▶ Data for the task
** Start **

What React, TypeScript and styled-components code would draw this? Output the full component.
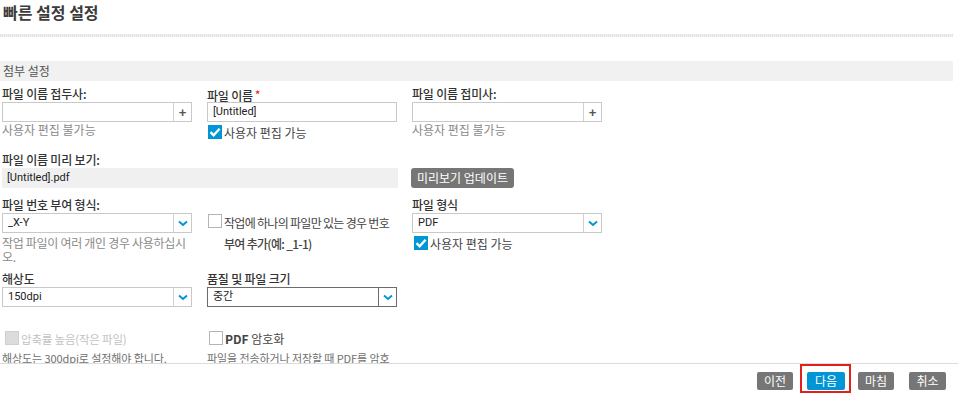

** End **
** Start **

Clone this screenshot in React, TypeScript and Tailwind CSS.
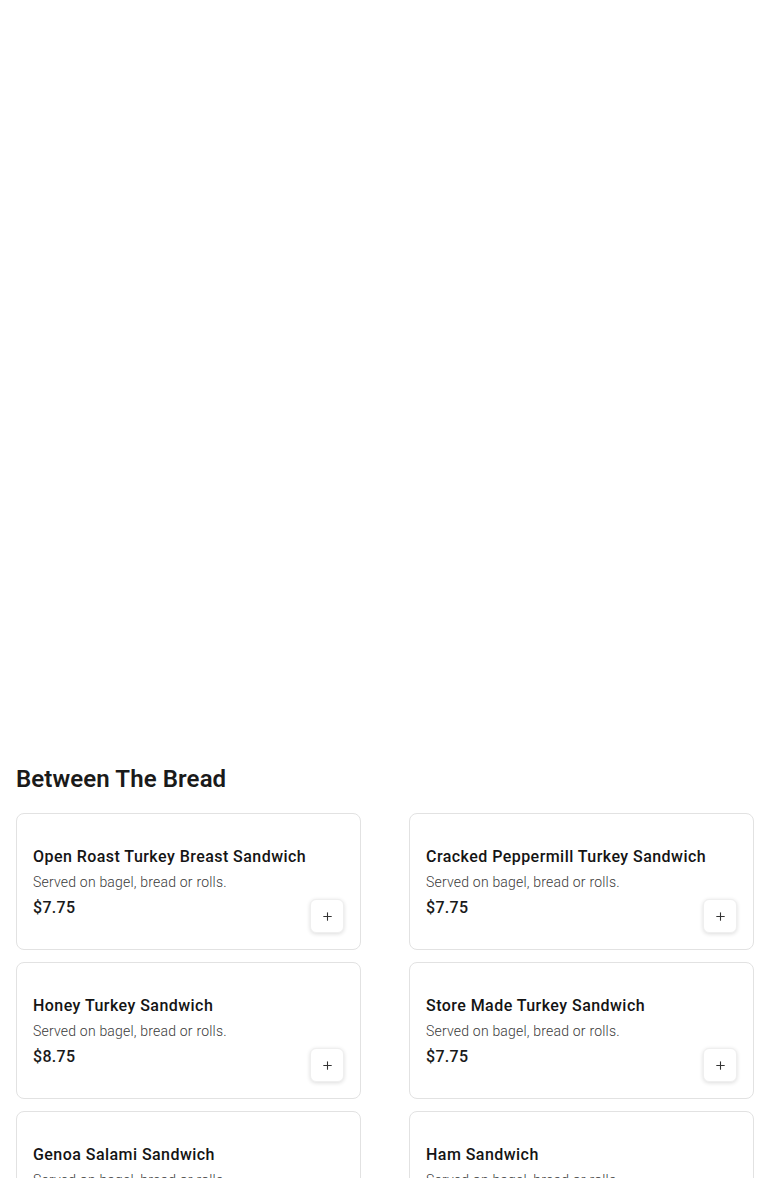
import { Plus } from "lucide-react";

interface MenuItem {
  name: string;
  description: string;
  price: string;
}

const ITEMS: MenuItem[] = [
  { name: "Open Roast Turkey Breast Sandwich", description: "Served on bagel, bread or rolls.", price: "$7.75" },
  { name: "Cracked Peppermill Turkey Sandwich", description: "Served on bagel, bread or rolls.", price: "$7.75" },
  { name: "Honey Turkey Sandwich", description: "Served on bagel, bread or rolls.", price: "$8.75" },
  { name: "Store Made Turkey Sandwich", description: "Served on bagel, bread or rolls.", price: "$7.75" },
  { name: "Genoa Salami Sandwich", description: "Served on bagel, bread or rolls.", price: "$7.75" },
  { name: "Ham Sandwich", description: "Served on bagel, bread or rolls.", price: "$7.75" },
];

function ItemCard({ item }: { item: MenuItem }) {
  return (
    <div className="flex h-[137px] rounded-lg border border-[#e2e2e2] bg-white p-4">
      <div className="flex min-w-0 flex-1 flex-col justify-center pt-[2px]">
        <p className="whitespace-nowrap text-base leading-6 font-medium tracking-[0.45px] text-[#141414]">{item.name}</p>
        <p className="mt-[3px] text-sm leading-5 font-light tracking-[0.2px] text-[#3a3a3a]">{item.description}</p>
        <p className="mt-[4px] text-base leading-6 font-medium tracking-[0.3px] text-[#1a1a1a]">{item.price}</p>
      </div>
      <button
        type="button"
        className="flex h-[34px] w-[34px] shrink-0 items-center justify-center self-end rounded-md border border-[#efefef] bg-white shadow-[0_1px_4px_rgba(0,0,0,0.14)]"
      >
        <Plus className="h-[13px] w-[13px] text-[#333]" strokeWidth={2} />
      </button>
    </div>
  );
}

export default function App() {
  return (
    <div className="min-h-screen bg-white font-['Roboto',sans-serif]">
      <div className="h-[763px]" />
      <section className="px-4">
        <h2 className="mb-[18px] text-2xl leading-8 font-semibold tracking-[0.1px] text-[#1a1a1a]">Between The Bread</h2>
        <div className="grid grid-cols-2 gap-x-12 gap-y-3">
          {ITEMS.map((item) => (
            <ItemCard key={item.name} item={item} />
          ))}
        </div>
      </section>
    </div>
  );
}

** End **
** Start **

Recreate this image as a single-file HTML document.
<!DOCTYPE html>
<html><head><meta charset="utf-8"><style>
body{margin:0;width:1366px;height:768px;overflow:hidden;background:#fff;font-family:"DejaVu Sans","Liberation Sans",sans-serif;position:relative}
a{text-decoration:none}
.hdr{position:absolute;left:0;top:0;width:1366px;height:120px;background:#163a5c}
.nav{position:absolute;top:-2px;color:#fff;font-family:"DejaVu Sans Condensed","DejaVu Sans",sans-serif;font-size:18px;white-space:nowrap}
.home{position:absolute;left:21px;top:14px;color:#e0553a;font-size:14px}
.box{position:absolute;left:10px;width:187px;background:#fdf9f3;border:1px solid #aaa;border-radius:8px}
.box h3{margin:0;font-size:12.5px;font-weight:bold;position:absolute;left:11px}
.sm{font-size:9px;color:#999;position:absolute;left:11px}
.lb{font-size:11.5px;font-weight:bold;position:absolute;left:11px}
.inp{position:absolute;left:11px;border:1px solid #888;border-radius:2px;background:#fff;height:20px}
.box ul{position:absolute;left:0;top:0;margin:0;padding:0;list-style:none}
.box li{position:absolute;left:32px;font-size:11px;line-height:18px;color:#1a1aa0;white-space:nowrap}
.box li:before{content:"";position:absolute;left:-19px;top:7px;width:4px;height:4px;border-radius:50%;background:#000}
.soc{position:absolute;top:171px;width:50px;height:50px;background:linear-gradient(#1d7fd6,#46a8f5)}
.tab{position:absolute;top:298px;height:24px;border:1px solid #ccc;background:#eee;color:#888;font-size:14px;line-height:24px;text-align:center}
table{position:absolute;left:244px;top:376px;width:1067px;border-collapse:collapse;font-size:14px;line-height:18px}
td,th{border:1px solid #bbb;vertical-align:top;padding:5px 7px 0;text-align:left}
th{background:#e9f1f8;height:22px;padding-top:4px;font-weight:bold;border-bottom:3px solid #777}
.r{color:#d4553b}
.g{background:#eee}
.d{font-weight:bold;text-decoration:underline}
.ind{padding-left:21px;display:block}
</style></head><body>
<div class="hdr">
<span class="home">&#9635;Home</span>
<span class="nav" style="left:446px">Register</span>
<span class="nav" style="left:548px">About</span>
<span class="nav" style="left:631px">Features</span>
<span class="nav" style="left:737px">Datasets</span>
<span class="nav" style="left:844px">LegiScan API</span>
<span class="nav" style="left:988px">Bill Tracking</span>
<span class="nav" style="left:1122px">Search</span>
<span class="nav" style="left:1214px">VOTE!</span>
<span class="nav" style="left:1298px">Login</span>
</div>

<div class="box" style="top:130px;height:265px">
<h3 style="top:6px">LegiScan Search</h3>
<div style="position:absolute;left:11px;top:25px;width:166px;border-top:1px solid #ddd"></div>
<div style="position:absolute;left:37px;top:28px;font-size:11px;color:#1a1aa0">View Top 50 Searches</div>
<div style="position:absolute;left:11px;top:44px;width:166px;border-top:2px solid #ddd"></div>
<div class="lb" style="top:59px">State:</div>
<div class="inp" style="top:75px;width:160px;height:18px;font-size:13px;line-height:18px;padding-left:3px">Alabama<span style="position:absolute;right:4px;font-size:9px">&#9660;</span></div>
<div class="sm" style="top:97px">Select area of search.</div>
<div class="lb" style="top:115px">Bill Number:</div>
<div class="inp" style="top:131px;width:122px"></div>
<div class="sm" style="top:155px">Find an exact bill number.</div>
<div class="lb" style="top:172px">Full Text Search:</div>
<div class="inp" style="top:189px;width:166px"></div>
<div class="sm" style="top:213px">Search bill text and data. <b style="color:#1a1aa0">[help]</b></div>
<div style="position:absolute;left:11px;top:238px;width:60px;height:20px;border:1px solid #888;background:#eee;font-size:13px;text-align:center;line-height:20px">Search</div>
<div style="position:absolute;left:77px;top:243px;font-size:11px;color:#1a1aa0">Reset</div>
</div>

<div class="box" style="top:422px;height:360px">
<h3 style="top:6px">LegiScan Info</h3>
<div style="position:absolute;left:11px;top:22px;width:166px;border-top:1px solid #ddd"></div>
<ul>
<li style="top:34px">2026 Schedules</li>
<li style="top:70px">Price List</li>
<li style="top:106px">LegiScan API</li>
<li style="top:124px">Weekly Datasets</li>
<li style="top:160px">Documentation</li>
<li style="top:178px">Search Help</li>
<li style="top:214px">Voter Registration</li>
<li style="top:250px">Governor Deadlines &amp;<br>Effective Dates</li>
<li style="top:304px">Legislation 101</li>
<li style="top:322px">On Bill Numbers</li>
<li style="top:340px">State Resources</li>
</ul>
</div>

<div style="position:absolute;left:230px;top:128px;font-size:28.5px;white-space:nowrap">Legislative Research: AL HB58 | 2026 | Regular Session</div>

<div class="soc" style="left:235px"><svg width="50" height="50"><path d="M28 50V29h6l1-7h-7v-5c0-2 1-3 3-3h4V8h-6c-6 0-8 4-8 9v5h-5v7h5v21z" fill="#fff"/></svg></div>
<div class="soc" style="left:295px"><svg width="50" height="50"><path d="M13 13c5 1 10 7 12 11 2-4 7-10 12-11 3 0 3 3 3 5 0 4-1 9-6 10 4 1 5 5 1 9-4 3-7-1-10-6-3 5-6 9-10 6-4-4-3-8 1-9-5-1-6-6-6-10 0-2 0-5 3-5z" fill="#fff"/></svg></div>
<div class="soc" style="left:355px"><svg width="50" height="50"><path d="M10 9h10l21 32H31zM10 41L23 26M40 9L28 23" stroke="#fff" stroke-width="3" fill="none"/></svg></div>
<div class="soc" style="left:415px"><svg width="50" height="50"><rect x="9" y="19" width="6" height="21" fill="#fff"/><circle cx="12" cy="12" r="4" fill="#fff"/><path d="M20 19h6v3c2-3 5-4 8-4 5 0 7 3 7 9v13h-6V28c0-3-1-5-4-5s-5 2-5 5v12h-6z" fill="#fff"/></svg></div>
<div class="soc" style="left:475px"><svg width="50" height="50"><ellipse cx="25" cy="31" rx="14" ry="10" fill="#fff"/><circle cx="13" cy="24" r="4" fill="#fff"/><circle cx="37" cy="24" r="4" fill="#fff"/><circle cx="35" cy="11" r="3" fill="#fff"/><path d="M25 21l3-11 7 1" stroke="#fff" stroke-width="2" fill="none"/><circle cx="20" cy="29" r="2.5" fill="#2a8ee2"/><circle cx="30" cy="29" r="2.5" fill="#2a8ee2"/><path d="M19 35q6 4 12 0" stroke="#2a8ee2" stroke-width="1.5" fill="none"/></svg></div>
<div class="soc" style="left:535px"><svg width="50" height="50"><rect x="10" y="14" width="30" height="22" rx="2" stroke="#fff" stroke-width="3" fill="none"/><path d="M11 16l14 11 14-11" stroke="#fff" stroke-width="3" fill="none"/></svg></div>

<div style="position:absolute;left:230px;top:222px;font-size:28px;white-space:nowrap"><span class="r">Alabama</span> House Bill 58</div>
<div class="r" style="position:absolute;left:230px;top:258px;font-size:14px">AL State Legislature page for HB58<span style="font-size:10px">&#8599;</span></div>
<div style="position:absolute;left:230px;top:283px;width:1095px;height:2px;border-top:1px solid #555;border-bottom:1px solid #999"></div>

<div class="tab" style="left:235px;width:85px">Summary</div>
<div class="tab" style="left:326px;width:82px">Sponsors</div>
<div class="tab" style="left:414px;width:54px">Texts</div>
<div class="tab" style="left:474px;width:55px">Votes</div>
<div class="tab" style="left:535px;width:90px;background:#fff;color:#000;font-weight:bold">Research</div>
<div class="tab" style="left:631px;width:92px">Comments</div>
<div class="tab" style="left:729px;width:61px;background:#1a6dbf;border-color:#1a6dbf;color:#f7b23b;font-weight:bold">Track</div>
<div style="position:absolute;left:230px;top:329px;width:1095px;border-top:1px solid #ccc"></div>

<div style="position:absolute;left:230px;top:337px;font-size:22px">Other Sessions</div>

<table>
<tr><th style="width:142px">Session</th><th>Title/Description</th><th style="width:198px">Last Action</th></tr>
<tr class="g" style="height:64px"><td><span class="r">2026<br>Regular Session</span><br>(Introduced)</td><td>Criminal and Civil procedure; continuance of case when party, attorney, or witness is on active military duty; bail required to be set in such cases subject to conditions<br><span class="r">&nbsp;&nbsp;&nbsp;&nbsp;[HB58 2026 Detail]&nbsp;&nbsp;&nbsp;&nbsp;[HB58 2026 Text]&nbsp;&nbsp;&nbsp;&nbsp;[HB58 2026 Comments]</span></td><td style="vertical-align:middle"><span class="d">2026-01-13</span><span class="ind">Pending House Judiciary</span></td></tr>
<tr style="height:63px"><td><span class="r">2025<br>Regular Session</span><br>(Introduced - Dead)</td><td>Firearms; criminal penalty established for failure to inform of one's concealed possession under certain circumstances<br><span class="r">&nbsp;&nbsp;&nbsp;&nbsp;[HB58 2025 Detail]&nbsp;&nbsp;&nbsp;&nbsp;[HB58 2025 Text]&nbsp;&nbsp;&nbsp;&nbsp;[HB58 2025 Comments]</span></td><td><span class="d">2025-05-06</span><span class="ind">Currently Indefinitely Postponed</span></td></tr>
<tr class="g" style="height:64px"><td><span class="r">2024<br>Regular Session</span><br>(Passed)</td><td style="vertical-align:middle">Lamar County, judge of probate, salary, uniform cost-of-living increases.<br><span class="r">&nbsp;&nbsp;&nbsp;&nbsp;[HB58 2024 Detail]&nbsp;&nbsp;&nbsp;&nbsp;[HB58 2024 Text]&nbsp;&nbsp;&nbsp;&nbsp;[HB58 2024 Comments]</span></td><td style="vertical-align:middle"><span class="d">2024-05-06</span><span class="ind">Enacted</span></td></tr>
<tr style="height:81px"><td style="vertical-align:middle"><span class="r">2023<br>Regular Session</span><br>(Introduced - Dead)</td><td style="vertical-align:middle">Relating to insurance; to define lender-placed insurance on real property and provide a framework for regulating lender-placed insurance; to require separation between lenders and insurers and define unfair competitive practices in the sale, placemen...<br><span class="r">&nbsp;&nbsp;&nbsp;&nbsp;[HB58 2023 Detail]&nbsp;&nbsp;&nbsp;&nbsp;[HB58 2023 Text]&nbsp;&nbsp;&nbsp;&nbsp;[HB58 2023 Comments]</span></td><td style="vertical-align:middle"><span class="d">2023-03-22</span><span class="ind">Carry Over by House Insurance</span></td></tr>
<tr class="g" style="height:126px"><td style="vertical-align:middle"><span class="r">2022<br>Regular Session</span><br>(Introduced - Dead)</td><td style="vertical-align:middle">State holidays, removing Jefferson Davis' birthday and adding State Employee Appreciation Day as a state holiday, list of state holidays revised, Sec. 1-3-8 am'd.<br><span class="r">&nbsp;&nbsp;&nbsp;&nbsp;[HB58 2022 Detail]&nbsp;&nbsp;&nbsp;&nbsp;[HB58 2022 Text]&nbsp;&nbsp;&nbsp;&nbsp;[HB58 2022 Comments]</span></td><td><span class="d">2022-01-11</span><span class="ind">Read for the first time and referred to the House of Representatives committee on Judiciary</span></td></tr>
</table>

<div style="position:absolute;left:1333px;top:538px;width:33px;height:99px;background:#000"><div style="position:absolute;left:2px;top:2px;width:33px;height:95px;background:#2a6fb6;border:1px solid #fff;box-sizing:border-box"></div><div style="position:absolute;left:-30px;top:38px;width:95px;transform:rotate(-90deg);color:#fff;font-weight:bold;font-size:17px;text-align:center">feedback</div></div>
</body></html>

** End **

▶ Your task
Each line in the data that holds the string "TypeScript" should be found and copied.

▶ Result
What React, TypeScript and styled-components code would draw this? Output the full component.
Clone this screenshot in React, TypeScript and Tailwind CSS.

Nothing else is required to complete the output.